__Stored data__:
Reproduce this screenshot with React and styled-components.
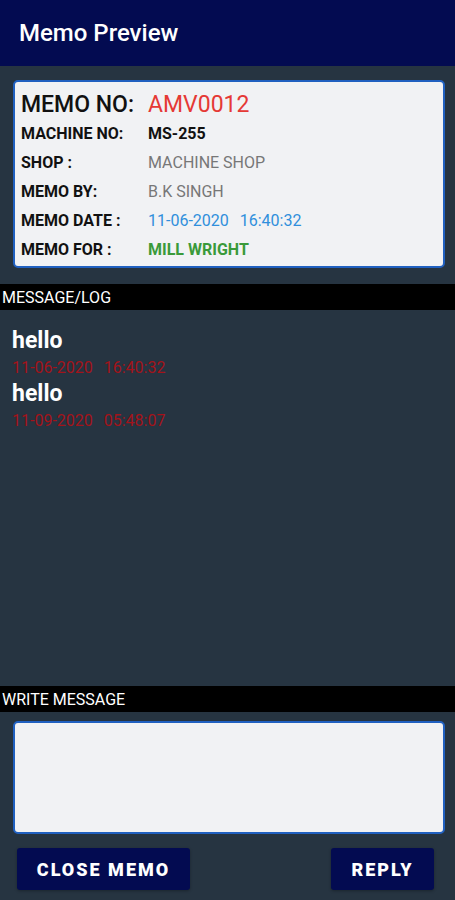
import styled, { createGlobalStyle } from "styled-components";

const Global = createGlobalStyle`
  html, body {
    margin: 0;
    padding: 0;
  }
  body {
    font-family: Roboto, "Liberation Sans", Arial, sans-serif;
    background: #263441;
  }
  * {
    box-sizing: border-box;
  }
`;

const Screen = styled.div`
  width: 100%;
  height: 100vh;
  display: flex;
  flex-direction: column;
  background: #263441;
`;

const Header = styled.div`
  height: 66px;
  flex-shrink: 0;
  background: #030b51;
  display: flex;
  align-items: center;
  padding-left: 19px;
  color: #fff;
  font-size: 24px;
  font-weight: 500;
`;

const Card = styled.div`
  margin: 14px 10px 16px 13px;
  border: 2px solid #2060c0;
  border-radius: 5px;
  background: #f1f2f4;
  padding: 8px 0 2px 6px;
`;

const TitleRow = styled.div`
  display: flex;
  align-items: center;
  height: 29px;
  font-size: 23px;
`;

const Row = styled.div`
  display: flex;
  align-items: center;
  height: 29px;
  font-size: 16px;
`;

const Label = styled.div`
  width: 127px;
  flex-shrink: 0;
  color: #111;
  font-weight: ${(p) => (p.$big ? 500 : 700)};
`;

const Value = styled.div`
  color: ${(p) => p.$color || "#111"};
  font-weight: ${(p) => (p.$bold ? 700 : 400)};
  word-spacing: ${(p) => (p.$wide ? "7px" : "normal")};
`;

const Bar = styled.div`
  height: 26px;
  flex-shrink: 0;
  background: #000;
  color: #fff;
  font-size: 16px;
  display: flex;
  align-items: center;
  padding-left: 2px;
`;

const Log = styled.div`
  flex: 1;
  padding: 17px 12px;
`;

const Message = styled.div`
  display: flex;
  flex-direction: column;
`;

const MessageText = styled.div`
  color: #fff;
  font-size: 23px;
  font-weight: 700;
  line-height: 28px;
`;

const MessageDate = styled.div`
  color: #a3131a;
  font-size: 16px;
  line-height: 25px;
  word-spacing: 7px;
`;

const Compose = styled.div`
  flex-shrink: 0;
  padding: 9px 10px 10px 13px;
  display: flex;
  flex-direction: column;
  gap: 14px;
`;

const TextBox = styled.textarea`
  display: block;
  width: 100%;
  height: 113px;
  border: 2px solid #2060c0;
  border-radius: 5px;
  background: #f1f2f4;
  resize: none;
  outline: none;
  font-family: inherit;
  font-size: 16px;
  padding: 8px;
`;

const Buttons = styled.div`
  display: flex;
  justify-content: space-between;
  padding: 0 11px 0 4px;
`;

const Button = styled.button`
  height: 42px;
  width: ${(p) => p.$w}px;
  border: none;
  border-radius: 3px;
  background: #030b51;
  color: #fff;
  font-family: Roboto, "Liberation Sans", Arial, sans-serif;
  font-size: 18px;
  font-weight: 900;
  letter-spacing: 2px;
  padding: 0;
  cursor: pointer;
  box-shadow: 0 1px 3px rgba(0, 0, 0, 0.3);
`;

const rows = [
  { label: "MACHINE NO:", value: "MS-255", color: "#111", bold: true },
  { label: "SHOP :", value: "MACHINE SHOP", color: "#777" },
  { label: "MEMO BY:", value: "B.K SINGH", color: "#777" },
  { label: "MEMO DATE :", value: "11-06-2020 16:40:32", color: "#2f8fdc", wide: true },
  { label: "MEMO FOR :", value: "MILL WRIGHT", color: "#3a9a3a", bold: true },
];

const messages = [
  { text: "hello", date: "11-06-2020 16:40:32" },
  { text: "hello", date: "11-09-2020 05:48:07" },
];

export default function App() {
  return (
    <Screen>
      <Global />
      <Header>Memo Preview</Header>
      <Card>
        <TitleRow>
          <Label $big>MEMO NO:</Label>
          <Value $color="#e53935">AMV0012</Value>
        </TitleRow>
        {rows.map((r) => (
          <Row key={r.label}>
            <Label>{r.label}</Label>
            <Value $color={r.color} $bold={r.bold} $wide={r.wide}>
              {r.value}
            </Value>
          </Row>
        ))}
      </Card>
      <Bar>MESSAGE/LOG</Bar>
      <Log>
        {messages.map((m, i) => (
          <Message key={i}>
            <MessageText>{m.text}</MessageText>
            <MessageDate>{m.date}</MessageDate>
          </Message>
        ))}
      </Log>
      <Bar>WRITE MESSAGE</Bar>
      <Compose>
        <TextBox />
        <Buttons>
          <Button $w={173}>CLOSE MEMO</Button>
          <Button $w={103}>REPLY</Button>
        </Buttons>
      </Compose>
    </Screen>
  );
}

__What the task asks__:
Reproduce the full listing faithfully, but do not carry over any pictures.

__Reply to the task__:
Reproduce this screenshot with React and styled-components.
import styled, { createGlobalStyle } from "styled-components";

const Global = createGlobalStyle`
  html, body {
    margin: 0;
    padding: 0;
  }
  body {
    font-family: Roboto, "Liberation Sans", Arial, sans-serif;
    background: #263441;
  }
  * {
    box-sizing: border-box;
  }
`;

const Screen = styled.div`
  width: 100%;
  height: 100vh;
  display: flex;
  flex-direction: column;
  background: #263441;
`;

const Header = styled.div`
  height: 66px;
  flex-shrink: 0;
  background: #030b51;
  display: flex;
  align-items: center;
  padding-left: 19px;
  color: #fff;
  font-size: 24px;
  font-weight: 500;
`;

const Card = styled.div`
  margin: 14px 10px 16px 13px;
  border: 2px solid #2060c0;
  border-radius: 5px;
  background: #f1f2f4;
  padding: 8px 0 2px 6px;
`;

const TitleRow = styled.div`
  display: flex;
  align-items: center;
  height: 29px;
  font-size: 23px;
`;

const Row = styled.div`
  display: flex;
  align-items: center;
  height: 29px;
  font-size: 16px;
`;

const Label = styled.div`
  width: 127px;
  flex-shrink: 0;
  color: #111;
  font-weight: ${(p) => (p.$big ? 500 : 700)};
`;

const Value = styled.div`
  color: ${(p) => p.$color || "#111"};
  font-weight: ${(p) => (p.$bold ? 700 : 400)};
  word-spacing: ${(p) => (p.$wide ? "7px" : "normal")};
`;

const Bar = styled.div`
  height: 26px;
  flex-shrink: 0;
  background: #000;
  color: #fff;
  font-size: 16px;
  display: flex;
  align-items: center;
  padding-left: 2px;
`;

const Log = styled.div`
  flex: 1;
  padding: 17px 12px;
`;

const Message = styled.div`
  display: flex;
  flex-direction: column;
`;

const MessageText = styled.div`
  color: #fff;
  font-size: 23px;
  font-weight: 700;
  line-height: 28px;
`;

const MessageDate = styled.div`
  color: #a3131a;
  font-size: 16px;
  line-height: 25px;
  word-spacing: 7px;
`;

const Compose = styled.div`
  flex-shrink: 0;
  padding: 9px 10px 10px 13px;
  display: flex;
  flex-direction: column;
  gap: 14px;
`;

const TextBox = styled.textarea`
  display: block;
  width: 100%;
  height: 113px;
  border: 2px solid #2060c0;
  border-radius: 5px;
  background: #f1f2f4;
  resize: none;
  outline: none;
  font-family: inherit;
  font-size: 16px;
  padding: 8px;
`;

const Buttons = styled.div`
  display: flex;
  justify-content: space-between;
  padding: 0 11px 0 4px;
`;

const Button = styled.button`
  height: 42px;
  width: ${(p) => p.$w}px;
  border: none;
  border-radius: 3px;
  background: #030b51;
  color: #fff;
  font-family: Roboto, "Liberation Sans", Arial, sans-serif;
  font-size: 18px;
  font-weight: 900;
  letter-spacing: 2px;
  padding: 0;
  cursor: pointer;
  box-shadow: 0 1px 3px rgba(0, 0, 0, 0.3);
`;

const rows = [
  { label: "MACHINE NO:", value: "MS-255", color: "#111", bold: true },
  { label: "SHOP :", value: "MACHINE SHOP", color: "#777" },
  { label: "MEMO BY:", value: "B.K SINGH", color: "#777" },
  { label: "MEMO DATE :", value: "11-06-2020 16:40:32", color: "#2f8fdc", wide: true },
  { label: "MEMO FOR :", value: "MILL WRIGHT", color: "#3a9a3a", bold: true },
];

const messages = [
  { text: "hello", date: "11-06-2020 16:40:32" },
  { text: "hello", date: "11-09-2020 05:48:07" },
];

export default function App() {
  return (
    <Screen>
      <Global />
      <Header>Memo Preview</Header>
      <Card>
        <TitleRow>
          <Label $big>MEMO NO:</Label>
          <Value $color="#e53935">AMV0012</Value>
        </TitleRow>
        {rows.map((r) => (
          <Row key={r.label}>
            <Label>{r.label}</Label>
            <Value $color={r.color} $bold={r.bold} $wide={r.wide}>
              {r.value}
            </Value>
          </Row>
        ))}
      </Card>
      <Bar>MESSAGE/LOG</Bar>
      <Log>
        {messages.map((m, i) => (
          <Message key={i}>
            <MessageText>{m.text}</MessageText>
            <MessageDate>{m.date}</MessageDate>
          </Message>
        ))}
      </Log>
      <Bar>WRITE MESSAGE</Bar>
      <Compose>
        <TextBox />
        <Buttons>
          <Button $w={173}>CLOSE MEMO</Button>
          <Button $w={103}>REPLY</Button>
        </Buttons>
      </Compose>
    </Screen>
  );
}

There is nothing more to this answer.